Cette quête, bien que l'histoire soit centrée sur le point de vue de Scott, Ramona la poursuit symétriquement et affronte également les exs de Scott (Knives, Kim, Envy, Lisa), allant également parfois jusqu'au combat avec Envy. Cette dernière, ironiquement nommée "Envy", renvoie Ramona à sa propre envie de se trouver (on voit d'ailleurs qu'elle se cherche par son changement incessant de couleur de cheveux) et de s'apprécier (Gideon évoque à la fin du manga Ramona : "cette fille qui se déteste").
D'autres symboles parsèment l'ouvrage. Notamment, on voit, à plusieurs reprises, la tête de Ramona briller, ce qui déclenche systématiquement un renfermement sec auquel Scott se retrouve souvent désarmé.

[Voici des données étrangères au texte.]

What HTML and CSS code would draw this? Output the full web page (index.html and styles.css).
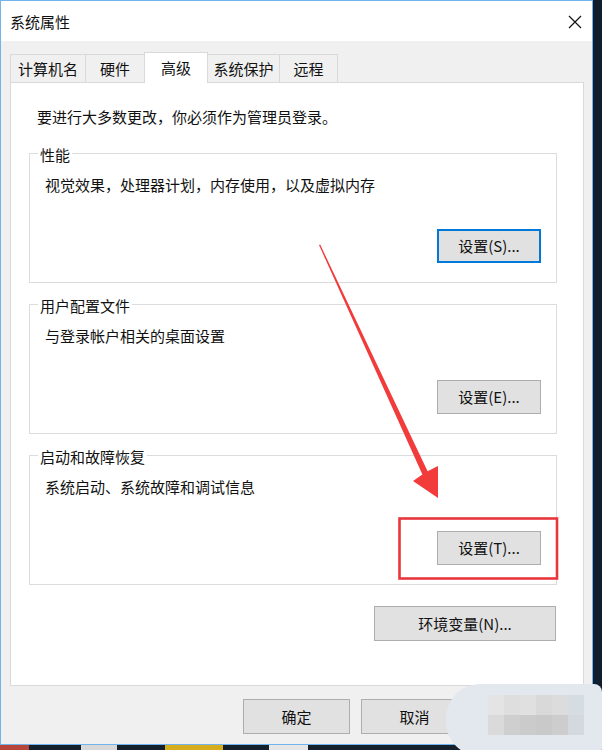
FILE: index.html
```html
<!DOCTYPE html>
<html lang="zh-CN">
<head>
<meta charset="utf-8">
<title>系统属性</title>
<link rel="stylesheet" href="styles.css">
</head>
<body>
<div class="screen">
  <div class="main">
    <div class="window">
      <div class="titlebar">
        <span class="title">系统属性</span>
        <svg class="close" width="14" height="14" viewBox="0 0 14 14"><path d="M1 1 L13 13 M13 1 L1 13" stroke="#111" stroke-width="1.2" fill="none"/></svg>
      </div>
      <div class="client">
        <div class="tabs">
          <div class="tab w1">计算机名</div>
          <div class="tab w2">硬件</div>
          <div class="tab w3 selected">高级</div>
          <div class="tab w4">系统保护</div>
          <div class="tab w5">远程</div>
        </div>
        <div class="panel">
          <p class="note">要进行大多数更改，你必须作为管理员登录。</p>
          <div class="group">
            <div class="legend">性能</div>
            <p class="desc">视觉效果，处理器计划，内存使用，以及虚拟内存</p>
            <div class="btn-row"><button class="btn focused">设置(S)...</button></div>
          </div>
          <div class="group">
            <div class="legend">用户配置文件</div>
            <p class="desc">与登录帐户相关的桌面设置</p>
            <div class="btn-row"><button class="btn">设置(E)...</button></div>
          </div>
          <div class="group">
            <div class="legend">启动和故障恢复</div>
            <p class="desc">系统启动、系统故障和调试信息</p>
            <div class="btn-row"><button class="btn">设置(T)...</button></div>
          </div>
          <div class="env-row"><button class="btn env">环境变量(N)...</button></div>
        </div>
        <div class="dialog-buttons">
          <button class="btn dlg">确定</button>
          <button class="btn dlg">取消</button>
          <button class="btn dlg">应用(A)</button>
        </div>
      </div>
    </div>
    <div class="edge"></div>
  </div>
  <div class="taskbar">
    <span class="tb red"></span>
    <span class="tb gap1"></span>
    <span class="tb white"></span>
    <span class="tb gap2"></span>
    <span class="tb yellow"></span>
    <span class="tb gap3"></span>
    <span class="tb white2"></span>
  </div>

  <div class="blob">
    <div class="mosaic">
      <span class="m1"></span><span class="m2"></span><span class="m3"></span><span class="m4"></span><span class="m5"></span><span class="m6"></span>
      <span class="m7"></span><span class="m8"></span><span class="m9"></span><span class="m10"></span><span class="m11"></span><span class="m12"></span>
    </div>
  </div>

  <svg class="annot" width="602" height="750" viewBox="0 0 602 750">
    <rect x="399.5" y="518.5" width="157.5" height="60" fill="none" stroke="#e8363c" stroke-width="2.6"/>
    <polygon points="319,245 320.2,244.6 427.6,471.3 438,466 438,498 413,481 422.4,474.6" fill="#f23c3c"/>
  </svg>
</div>
</body>
</html>
```

FILE: styles.css
```css
* { box-sizing: border-box; }
html, body { margin: 0; padding: 0; background: #0f1b28; }
body {
  font-family: "Microsoft YaHei", "Noto Sans CJK SC", "Noto Sans", sans-serif;
  color: #111;
  font-size: 15px;
}
.screen {
  position: relative;
  width: 602px;
  height: 750px;
  overflow: hidden;
  display: flex;
  flex-direction: column;
}
.main { display: flex; height: 745px; }
.window {
  width: 593px;
  height: 745px;
  border: 1px solid #71b3ea;
  display: flex;
  flex-direction: column;
  background: #f0f0f0;
}
.edge { flex: 1; background: #0f1d2c; }

.titlebar {
  height: 40px;
  background: #fff;
  display: flex;
  align-items: center;
  justify-content: space-between;
  padding: 1px 10px 0 9px;
}
.title { font-size: 15px; line-height: 20px; }
.close { display: block; }

.client {
  flex: 1;
  display: flex;
  flex-direction: column;
  padding: 11px 0 0 9px;
}
.tabs {
  display: flex;
  align-items: flex-end;
  height: 30px;
}
.tab {
  height: 28px;
  border: 1px solid #d9d9d9;
  border-bottom: none;
  margin-right: -1px;
  background: #f0f0f0;
  display: flex;
  align-items: center;
  justify-content: center;
  font-size: 15px;
  line-height: 20px;
  padding-top: 1px;
}
.tab.selected {
  height: 31px;
  background: #fff;
  margin-bottom: -1px;
  position: relative;
  z-index: 1;
  padding-top: 0;
  padding-bottom: 1px;
}
.w1 { width: 76px; }
.w2 { width: 60px; }
.w3 { width: 64px; }
.w4 { width: 73px; }
.w5 { width: 59px; }

.panel {
  width: 574px;
  height: 604px;
  background: #fff;
  border: 1px solid #d9d9d9;
  padding: 24px 26px 0 18px;
  display: flex;
  flex-direction: column;
}
.note {
  margin: 0 0 0 8px;
  line-height: 20px;
  font-size: 15px;
}
.group {
  margin-top: 21px;
  height: 130px;
  border: 1px solid #dcdcdc;
  padding: 0 15px 0 15px;
  display: flex;
  flex-direction: column;
}
.note + .group { margin-top: 26px; }
.legend {
  margin: -8px 0 0 -7px;
  padding: 0 2px;
  background: #fff;
  line-height: 18px;
  font-size: 15px;
  align-self: flex-start;
}
.desc {
  margin: 11px 0 0 0;
  line-height: 20px;
  font-size: 15px;
}
.btn-row {
  margin-top: 34px;
  display: flex;
  justify-content: flex-end;
}
.btn {
  font-family: "Microsoft YaHei", "Noto Sans CJK SC", "Noto Sans", sans-serif;
  font-size: 15px;
  color: #111;
  background: #e1e1e1;
  border: 1px solid #adadad;
  border-radius: 0;
  height: 34px;
  width: 104px;
  padding: 0;
  line-height: 20px;
}
.btn.focused { border: 2px solid #0078d7; }
.env-row {
  margin-top: 21px;
  display: flex;
  justify-content: flex-end;
  padding-right: 1px;
}
.btn.env { width: 182px; height: 35px; }

.dialog-buttons {
  display: flex;
  justify-content: flex-end;
  gap: 11px;
  margin-top: 13px;
  padding-right: 6px;
}
.btn.dlg { width: 107px; height: 35px; }

.taskbar {
  height: 5px;
  display: flex;
  background: #14202c;
}
.tb { display: block; height: 5px; }
.red { width: 29px; background: #b8453a; }
.gap1 { width: 52px; }
.white { width: 36px; background: #d8d8d8; }
.gap2 { width: 48px; }
.yellow { width: 58px; background: #d6ad1d; }
.gap3 { width: 46px; }
.white2 { width: 39px; background: #e6e6e6; }

.blob {
  position: absolute;
  left: 446px;
  top: 684px;
  width: 156px;
  height: 72px;
  border-radius: 34px 8px 8px 34px;
  background: #e2e8ed;
  padding: 11px 0 0 42px;
}
.mosaic {
  display: grid;
  grid-template-columns: repeat(6, 16px);
  grid-template-rows: 20px 20px;
}
.mosaic span { display: block; }
.m1 { background: #e4e4e4; }
.m2 { background: #dedede; }
.m3 { background: #e0e0e0; }
.m4 { background: #d9d9d9; }
.m5 { background: #dcdcdc; }
.m6 { background: #d6dde2; }
.m7 { background: #dadada; }
.m8 { background: #cfcfcf; }
.m9 { background: #cbcbcb; }
.m10 { background: #c9c9c9; }
.m11 { background: #cdcdcd; }
.m12 { background: #d3d9de; }

.annot {
  position: absolute;
  left: 0;
  top: 0;
  pointer-events: none;
}
```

La sens est explicitement donné à la fin du manga, lorsque Scott brille à son tour face à Gideon : "Ca t'enferme dans ton esprit. Seul face à tes problèmes. Et quand t'es touché c'est foutu. Fini. Ca devient chronique."
Tous les ressorts humoristiques et absurdes inspirés de la pop-culture et qui ont fait connaître la série viennent ponctuer le récit, mais sont en réalité totalement anodines. Chaque situation excentrique est systématiquement oubliée, et on ne revient plus jamais dessus, elle n'est qu'un délire local, une apparté saugrenue. Là où le film Scott Pilgrim vs The World se plante lamentablement, c'est que ces petits détails plastiques (qui ne sont que des artifices rigolos dans le comics) constituent l'entièreté du film qui oublie (ou ne comprend même pas) les réels intérêts du comics. Le film est ainsi un catalogue exhaustif des situations délirantes du manga, sans jamais mentionner ses aspects profonds (un peu à l'image de la suite bidesque de Donnie Darko). Cette lecture pauvre du manga s'en ressent d'autant plus dans le choix de l'acteur principal : Michael Cera (traits fins, attitude fébrile, voix féminine), qui est l'opposé du personnage de Scott Pilgrim (viril, impulsif, profondément masculin).
Scott Pilgrim est ainsi un comics riche où chaque dialogue et chaque détail construisent un ensemble de relations subtiles qui renvoient très souvent à des interactions que l'on a vécues et des émotions que l'on a ressenties, et chaque élément symbolique vient apporter de la profondeur au comics et de l'introspection au lecteur quant à ses propres démons intérieurs.